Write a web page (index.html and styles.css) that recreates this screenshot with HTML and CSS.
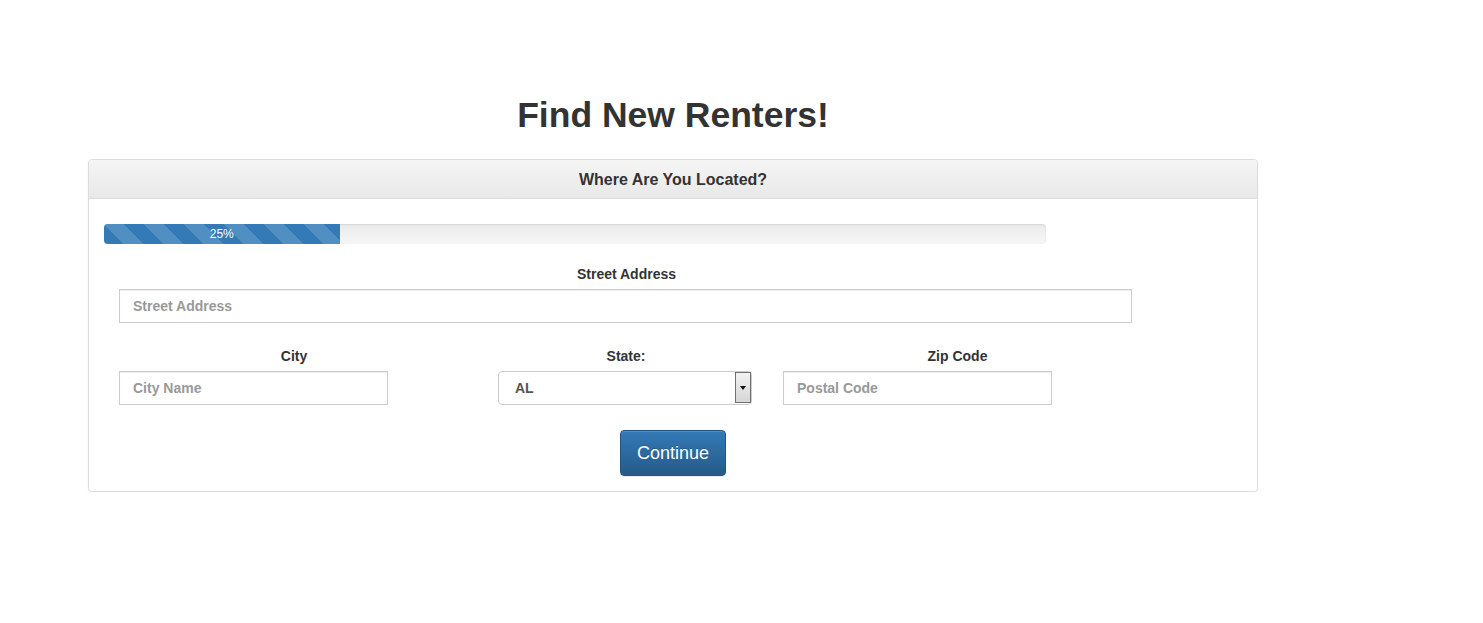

--

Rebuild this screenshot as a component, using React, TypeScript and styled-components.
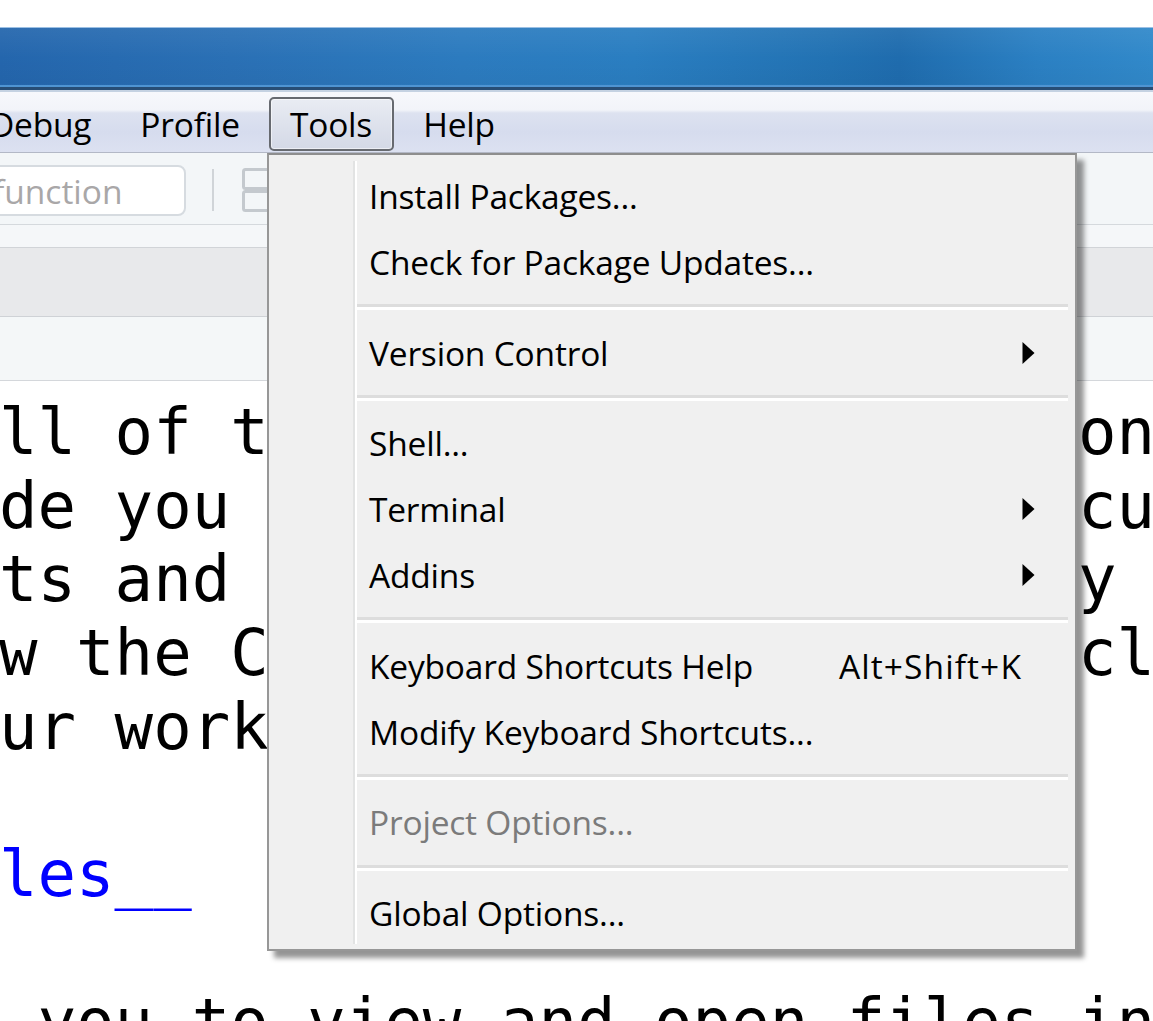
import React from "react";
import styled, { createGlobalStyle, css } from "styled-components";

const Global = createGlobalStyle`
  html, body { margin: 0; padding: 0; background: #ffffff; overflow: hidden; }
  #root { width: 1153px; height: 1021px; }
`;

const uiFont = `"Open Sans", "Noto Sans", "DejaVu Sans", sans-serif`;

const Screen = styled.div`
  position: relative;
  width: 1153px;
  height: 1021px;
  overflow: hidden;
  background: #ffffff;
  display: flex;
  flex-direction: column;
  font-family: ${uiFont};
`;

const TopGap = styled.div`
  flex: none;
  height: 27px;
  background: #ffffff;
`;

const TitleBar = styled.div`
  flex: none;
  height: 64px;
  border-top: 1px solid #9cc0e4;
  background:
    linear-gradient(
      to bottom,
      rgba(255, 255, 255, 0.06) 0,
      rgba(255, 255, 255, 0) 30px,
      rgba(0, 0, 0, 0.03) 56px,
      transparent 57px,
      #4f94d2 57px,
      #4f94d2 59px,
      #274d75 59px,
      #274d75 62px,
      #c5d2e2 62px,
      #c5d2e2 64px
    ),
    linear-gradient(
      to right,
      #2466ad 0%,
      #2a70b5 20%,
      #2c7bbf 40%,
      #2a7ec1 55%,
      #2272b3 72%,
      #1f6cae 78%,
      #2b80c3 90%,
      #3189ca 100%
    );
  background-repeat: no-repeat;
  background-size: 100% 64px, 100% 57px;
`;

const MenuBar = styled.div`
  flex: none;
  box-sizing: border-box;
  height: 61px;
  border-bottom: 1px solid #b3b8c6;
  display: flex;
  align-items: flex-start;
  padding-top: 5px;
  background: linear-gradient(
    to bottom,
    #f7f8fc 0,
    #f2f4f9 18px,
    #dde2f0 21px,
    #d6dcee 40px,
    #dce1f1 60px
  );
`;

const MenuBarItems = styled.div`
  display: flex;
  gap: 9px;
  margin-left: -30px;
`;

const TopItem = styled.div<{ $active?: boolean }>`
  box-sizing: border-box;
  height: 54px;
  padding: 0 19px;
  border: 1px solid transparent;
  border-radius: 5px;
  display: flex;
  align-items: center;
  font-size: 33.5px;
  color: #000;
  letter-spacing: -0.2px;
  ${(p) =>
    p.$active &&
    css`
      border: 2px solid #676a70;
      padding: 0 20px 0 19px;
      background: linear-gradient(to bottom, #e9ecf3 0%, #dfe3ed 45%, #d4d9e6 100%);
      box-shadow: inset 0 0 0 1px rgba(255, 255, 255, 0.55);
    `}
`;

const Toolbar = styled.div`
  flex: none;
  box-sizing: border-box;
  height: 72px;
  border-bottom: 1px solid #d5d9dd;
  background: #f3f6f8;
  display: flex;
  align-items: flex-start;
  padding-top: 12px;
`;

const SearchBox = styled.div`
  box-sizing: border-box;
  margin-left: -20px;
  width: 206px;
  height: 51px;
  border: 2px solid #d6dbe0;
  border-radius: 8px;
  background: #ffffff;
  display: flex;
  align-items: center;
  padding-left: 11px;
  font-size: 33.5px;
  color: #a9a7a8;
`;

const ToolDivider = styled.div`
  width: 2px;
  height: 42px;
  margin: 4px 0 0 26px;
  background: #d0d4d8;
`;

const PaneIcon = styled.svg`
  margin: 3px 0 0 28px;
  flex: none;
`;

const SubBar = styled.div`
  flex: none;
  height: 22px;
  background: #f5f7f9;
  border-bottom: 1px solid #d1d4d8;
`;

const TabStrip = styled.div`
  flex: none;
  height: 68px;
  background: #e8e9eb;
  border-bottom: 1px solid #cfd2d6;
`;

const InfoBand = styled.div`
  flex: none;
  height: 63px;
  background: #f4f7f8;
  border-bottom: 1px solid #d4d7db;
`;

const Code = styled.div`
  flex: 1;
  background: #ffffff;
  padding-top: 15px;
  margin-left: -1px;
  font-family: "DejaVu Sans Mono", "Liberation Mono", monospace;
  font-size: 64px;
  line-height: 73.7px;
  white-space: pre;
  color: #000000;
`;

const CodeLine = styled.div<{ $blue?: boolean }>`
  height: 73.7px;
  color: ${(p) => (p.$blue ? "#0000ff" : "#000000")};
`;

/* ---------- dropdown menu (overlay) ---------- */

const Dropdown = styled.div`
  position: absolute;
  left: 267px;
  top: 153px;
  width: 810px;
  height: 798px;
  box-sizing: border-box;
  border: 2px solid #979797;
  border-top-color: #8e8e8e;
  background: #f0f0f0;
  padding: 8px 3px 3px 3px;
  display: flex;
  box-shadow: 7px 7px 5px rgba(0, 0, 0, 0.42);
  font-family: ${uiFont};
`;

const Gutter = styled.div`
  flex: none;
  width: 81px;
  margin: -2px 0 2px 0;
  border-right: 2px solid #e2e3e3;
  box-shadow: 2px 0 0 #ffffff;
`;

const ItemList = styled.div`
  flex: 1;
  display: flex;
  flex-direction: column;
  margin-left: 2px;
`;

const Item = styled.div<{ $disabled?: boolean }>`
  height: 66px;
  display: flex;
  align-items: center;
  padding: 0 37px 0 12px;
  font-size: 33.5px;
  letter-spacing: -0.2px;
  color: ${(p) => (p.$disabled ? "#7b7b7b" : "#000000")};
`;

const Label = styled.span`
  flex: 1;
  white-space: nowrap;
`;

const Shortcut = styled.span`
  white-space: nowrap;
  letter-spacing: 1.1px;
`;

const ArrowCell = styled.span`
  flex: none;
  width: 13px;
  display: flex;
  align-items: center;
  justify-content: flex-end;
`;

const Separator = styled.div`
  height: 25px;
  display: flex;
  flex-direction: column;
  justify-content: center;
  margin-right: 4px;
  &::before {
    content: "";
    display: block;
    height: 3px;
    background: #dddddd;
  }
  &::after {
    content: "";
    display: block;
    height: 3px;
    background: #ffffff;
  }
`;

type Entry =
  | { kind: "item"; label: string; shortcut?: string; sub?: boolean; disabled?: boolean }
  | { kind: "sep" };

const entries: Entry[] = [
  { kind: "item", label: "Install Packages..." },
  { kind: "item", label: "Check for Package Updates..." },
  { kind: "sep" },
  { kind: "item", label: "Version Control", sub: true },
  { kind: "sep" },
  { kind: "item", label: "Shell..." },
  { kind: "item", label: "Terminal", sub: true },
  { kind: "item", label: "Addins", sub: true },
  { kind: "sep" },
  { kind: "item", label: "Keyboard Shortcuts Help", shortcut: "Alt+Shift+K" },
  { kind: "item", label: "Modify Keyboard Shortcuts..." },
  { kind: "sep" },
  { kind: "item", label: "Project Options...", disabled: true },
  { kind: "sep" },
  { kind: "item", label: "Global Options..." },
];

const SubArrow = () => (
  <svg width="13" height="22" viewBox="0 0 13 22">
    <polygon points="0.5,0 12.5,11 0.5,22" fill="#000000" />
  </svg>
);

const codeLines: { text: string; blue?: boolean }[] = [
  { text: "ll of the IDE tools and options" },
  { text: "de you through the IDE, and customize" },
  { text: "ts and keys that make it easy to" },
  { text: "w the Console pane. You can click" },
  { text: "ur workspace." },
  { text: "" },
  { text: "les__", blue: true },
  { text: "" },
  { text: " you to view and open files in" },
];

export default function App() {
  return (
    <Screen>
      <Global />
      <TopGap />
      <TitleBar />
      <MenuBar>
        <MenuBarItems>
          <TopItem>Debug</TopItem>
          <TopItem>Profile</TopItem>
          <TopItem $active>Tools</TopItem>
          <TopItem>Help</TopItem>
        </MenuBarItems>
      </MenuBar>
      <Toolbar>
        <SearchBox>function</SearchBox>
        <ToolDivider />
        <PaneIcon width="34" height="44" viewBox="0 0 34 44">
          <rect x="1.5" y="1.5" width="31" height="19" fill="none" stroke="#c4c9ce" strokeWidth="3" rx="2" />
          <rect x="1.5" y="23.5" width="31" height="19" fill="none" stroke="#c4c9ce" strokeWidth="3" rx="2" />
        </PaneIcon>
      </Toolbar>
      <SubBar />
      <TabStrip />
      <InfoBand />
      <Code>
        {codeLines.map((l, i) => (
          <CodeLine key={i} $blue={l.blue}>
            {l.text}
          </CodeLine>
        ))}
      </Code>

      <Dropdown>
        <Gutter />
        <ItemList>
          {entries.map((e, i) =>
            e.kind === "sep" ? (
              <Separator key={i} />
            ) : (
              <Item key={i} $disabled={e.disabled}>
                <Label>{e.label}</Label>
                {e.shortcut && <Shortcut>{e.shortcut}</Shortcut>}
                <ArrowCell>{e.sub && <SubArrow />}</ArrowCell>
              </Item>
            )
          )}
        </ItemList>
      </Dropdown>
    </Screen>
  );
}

* * *

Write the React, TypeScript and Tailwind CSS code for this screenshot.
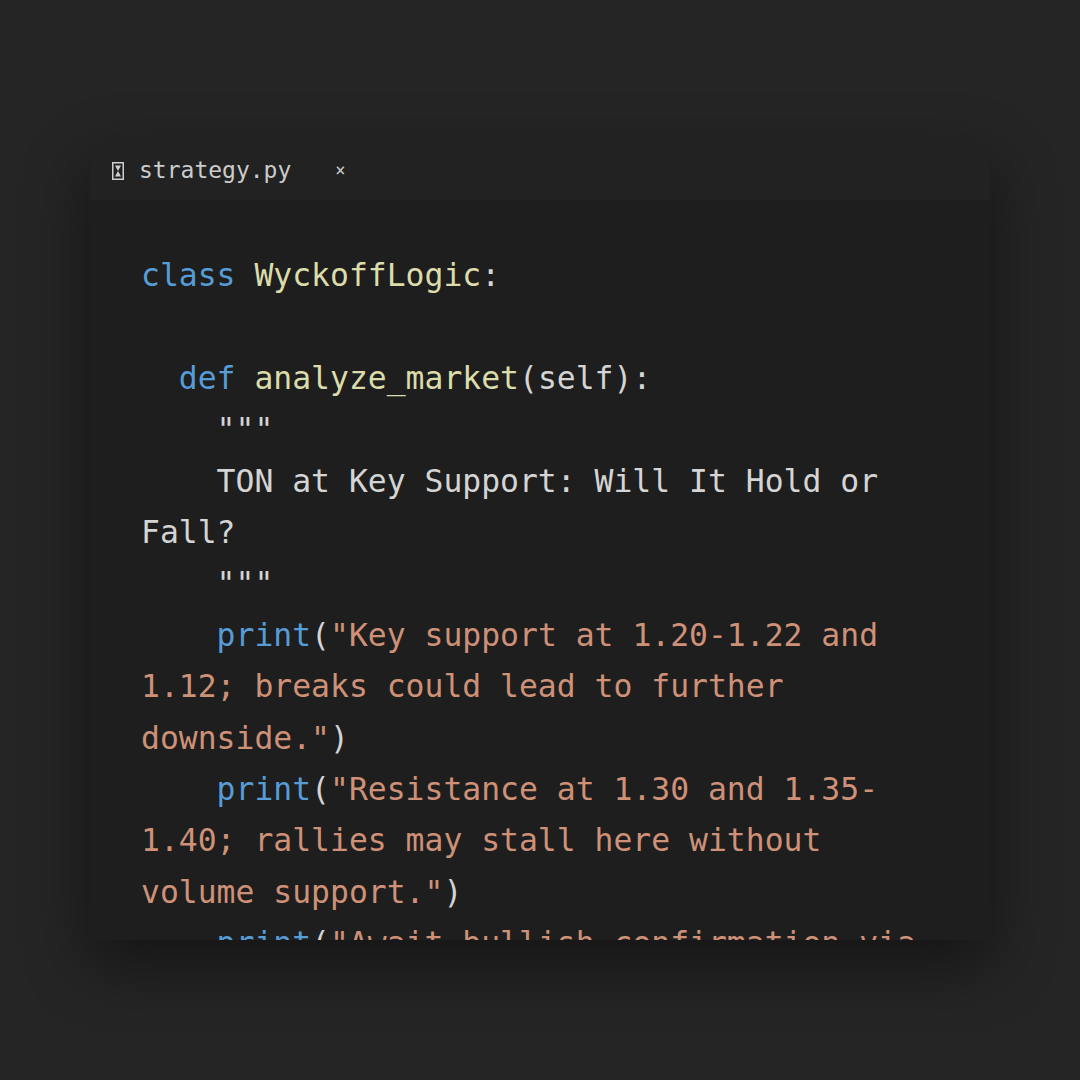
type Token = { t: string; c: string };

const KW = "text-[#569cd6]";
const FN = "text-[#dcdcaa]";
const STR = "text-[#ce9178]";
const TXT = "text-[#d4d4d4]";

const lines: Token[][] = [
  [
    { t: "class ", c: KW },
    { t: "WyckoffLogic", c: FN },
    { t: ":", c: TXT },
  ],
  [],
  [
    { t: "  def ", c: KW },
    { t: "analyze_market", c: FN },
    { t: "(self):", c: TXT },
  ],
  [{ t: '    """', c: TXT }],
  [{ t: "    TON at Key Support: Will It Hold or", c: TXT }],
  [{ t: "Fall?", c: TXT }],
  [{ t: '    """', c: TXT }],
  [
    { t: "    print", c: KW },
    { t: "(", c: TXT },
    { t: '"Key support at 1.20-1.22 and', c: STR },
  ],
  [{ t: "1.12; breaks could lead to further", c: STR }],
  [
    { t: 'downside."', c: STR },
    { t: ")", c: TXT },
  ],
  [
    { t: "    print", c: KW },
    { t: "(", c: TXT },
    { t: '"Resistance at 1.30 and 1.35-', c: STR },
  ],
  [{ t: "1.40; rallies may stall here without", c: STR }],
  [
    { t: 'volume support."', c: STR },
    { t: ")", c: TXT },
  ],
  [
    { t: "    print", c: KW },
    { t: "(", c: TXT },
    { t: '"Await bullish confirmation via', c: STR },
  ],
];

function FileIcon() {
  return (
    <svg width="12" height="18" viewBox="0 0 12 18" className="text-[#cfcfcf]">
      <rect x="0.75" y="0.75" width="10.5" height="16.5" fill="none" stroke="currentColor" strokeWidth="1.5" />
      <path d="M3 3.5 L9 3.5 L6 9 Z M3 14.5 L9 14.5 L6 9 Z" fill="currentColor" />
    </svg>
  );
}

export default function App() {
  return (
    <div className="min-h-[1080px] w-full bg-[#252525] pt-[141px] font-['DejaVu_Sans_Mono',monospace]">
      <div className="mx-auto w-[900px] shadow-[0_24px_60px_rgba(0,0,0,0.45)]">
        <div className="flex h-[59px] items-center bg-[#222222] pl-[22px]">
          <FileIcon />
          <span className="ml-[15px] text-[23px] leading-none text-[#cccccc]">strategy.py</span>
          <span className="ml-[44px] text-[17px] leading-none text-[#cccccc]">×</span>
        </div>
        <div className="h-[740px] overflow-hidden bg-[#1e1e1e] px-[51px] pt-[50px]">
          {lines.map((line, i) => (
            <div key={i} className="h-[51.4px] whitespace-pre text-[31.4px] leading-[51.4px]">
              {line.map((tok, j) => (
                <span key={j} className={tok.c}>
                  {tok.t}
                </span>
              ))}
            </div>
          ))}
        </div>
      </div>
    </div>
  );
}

GIVEN REQUEST: From the entries above, collect every line with the string "screenshot" in it.

TASK RESPONSE:
Write a web page (index.html and styles.css) that recreates this screenshot with HTML and CSS.
Rebuild this screenshot as a component, using React, TypeScript and styled-components.
Write the React, TypeScript and Tailwind CSS code for this screenshot.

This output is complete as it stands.